[Stored items from a collection]
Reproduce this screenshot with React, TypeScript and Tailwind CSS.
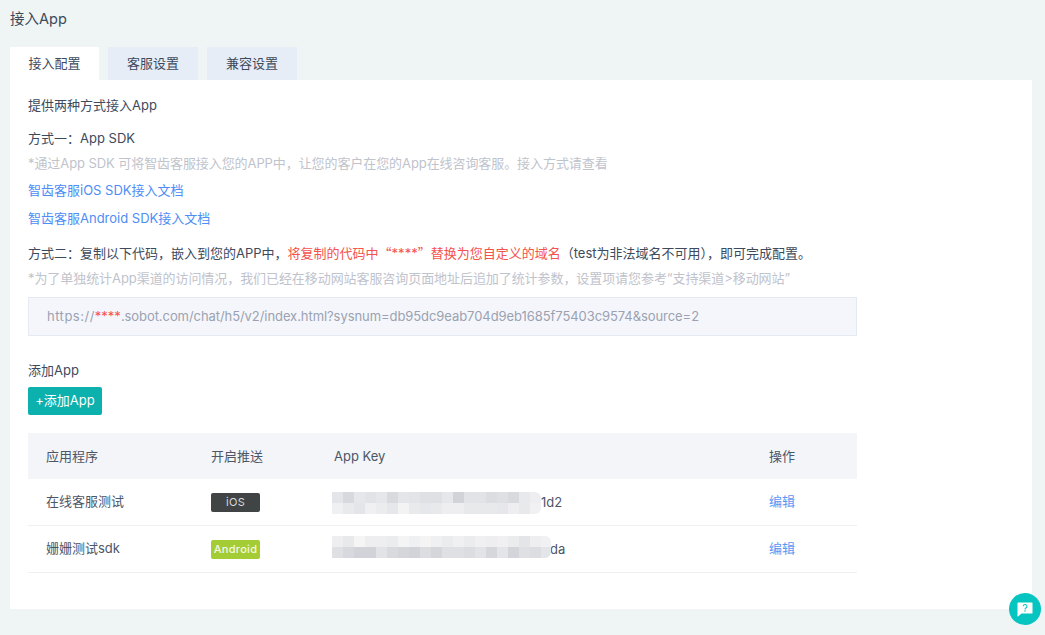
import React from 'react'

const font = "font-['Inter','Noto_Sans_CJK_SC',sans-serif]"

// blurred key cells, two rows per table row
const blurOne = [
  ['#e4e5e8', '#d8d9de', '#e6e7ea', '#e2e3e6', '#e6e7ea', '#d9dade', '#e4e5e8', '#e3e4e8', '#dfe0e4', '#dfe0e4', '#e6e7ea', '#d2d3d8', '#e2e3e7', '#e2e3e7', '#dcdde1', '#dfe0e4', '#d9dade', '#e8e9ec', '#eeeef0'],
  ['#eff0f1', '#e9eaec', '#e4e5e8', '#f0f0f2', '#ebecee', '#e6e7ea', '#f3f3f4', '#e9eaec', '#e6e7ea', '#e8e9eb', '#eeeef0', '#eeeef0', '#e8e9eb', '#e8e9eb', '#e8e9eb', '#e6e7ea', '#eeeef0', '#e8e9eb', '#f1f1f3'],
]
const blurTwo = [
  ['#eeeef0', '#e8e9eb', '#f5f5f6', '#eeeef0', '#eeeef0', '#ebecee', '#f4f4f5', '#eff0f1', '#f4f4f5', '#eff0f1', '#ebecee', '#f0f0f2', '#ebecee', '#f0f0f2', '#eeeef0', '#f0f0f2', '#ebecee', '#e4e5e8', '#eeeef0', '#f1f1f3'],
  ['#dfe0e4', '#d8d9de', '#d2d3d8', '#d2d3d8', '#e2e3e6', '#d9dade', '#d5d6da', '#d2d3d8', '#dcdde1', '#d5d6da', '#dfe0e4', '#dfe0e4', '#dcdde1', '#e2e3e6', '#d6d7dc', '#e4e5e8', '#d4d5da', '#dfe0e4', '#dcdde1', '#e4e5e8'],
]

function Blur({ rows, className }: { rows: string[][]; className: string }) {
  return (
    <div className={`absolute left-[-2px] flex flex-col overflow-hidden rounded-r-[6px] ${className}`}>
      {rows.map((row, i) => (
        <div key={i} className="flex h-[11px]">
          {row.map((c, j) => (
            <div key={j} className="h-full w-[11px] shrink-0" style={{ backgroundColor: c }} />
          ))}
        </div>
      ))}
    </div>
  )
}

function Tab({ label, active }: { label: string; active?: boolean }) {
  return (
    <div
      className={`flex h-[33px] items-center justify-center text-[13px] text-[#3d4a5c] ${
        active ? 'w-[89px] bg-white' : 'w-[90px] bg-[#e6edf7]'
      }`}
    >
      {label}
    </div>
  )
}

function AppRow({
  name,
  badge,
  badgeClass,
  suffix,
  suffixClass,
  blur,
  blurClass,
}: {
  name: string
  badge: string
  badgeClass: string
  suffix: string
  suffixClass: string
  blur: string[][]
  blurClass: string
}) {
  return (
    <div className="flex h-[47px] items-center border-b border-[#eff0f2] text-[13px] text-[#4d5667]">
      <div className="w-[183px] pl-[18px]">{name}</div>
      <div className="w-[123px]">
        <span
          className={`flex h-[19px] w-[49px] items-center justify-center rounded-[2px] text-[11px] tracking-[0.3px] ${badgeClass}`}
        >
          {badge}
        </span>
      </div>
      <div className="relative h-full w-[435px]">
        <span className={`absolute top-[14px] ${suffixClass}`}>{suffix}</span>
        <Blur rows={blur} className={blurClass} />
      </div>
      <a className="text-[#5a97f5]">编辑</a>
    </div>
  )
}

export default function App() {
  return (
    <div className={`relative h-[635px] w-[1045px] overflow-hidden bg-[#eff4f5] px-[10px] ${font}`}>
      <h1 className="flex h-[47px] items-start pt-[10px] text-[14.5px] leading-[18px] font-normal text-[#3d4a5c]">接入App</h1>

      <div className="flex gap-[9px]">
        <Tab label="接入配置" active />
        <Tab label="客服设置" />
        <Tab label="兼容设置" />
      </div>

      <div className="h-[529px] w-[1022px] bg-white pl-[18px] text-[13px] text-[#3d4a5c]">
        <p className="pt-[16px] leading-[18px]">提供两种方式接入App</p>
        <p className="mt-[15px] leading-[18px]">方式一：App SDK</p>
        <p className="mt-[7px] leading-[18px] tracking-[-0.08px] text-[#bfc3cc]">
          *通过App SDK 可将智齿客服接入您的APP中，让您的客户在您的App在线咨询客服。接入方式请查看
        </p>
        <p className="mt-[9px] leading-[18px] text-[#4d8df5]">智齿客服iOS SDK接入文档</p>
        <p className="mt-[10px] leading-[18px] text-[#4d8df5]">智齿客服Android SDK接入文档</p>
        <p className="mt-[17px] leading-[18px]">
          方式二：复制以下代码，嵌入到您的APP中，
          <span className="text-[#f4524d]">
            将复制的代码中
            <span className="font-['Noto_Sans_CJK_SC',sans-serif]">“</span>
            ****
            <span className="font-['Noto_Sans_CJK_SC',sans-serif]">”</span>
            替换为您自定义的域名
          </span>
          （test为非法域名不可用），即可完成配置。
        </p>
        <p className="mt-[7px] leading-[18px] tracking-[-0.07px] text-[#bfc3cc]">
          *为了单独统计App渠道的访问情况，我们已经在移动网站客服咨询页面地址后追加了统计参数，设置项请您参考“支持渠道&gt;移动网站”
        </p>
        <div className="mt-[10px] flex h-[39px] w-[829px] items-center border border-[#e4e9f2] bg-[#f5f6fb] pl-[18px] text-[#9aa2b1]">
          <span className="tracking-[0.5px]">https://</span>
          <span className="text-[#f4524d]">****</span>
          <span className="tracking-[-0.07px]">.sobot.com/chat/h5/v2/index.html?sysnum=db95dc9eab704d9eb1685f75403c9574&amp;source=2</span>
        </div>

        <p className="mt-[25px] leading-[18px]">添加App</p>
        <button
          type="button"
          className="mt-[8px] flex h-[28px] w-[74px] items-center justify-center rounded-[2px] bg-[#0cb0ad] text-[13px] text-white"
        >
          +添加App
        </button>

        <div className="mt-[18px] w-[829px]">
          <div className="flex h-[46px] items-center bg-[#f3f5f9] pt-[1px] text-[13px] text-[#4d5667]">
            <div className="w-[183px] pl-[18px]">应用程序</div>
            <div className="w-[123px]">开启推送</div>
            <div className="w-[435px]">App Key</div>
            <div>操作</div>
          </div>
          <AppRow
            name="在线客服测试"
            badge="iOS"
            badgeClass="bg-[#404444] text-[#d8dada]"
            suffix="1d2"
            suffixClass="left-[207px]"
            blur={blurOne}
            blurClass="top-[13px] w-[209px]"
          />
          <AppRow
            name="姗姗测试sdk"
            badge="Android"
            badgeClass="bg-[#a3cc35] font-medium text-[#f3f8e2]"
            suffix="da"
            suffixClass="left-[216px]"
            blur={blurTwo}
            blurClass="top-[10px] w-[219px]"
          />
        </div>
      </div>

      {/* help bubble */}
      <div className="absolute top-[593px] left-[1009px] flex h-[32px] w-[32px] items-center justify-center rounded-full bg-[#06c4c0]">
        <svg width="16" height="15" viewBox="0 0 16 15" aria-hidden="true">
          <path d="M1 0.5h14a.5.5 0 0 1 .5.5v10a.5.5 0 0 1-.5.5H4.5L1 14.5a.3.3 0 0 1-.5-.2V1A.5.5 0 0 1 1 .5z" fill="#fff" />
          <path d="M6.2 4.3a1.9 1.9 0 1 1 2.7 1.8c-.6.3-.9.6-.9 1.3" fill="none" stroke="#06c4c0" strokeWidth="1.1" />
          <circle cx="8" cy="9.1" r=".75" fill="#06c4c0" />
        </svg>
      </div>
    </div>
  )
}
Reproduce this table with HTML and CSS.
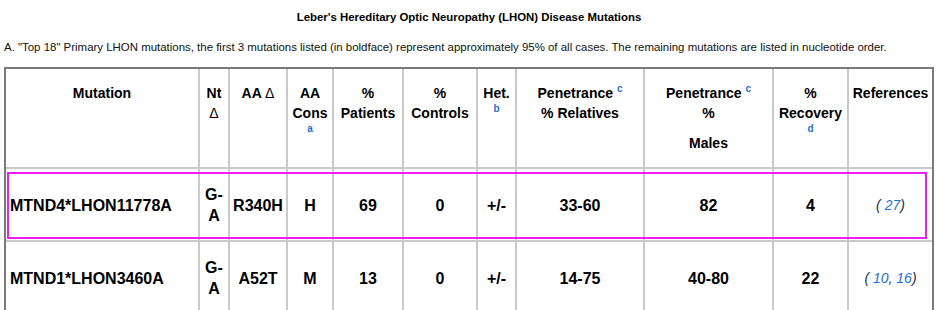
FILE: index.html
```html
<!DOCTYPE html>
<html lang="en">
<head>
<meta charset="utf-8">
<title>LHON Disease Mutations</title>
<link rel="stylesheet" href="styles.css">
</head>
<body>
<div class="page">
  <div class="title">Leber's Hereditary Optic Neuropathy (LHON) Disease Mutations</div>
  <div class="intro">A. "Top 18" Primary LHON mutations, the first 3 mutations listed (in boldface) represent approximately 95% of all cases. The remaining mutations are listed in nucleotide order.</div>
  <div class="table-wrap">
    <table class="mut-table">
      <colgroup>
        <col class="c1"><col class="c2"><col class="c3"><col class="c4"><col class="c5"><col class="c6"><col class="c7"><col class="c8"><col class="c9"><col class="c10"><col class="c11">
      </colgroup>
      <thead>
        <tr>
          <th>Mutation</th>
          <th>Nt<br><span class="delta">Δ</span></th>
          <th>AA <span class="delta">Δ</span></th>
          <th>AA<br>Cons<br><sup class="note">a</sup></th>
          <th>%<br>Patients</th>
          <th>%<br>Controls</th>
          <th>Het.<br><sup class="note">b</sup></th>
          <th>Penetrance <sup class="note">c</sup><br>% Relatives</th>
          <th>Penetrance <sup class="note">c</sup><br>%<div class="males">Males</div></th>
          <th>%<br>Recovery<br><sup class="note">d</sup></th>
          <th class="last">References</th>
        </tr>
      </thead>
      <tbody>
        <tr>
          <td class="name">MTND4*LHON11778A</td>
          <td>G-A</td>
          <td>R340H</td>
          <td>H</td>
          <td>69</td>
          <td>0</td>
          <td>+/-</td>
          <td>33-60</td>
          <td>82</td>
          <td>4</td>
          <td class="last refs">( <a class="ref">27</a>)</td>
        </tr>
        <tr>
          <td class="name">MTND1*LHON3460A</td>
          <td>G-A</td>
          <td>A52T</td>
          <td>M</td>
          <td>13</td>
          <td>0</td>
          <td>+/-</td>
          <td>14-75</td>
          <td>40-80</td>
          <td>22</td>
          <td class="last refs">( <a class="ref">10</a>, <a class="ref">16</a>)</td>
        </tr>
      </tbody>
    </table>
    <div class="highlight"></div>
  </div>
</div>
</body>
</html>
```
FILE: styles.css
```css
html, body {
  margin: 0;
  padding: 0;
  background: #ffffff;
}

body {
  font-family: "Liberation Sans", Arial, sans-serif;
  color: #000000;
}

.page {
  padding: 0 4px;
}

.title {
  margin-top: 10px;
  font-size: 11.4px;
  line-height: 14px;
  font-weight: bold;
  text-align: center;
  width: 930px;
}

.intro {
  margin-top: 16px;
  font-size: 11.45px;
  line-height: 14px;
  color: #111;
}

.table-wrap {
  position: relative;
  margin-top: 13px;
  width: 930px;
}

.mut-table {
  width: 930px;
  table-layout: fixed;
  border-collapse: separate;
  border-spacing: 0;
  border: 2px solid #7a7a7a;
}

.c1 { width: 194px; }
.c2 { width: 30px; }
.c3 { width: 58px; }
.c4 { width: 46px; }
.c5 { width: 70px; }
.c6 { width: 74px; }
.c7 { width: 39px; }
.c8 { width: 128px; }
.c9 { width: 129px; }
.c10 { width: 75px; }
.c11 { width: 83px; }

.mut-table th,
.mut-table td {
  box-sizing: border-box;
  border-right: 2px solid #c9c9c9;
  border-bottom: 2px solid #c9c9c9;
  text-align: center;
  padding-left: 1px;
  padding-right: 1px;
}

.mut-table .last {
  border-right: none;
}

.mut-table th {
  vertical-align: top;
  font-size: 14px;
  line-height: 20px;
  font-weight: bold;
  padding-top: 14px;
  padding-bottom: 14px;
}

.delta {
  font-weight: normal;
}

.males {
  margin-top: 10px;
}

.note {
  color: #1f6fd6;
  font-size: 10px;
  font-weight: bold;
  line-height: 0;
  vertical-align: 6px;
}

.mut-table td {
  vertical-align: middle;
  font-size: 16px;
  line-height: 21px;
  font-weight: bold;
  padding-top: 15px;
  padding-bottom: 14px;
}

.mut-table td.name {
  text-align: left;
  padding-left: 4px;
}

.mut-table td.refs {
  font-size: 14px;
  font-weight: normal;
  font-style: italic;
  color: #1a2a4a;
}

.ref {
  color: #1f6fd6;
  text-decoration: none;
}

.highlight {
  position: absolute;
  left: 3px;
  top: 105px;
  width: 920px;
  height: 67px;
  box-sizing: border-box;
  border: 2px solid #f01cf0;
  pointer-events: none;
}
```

#### Prompt
Copy each line from the records above that includes the string "with".

#### Expected answer
Reproduce this screenshot with React, TypeScript and Tailwind CSS.
Reproduce this table with HTML and CSS.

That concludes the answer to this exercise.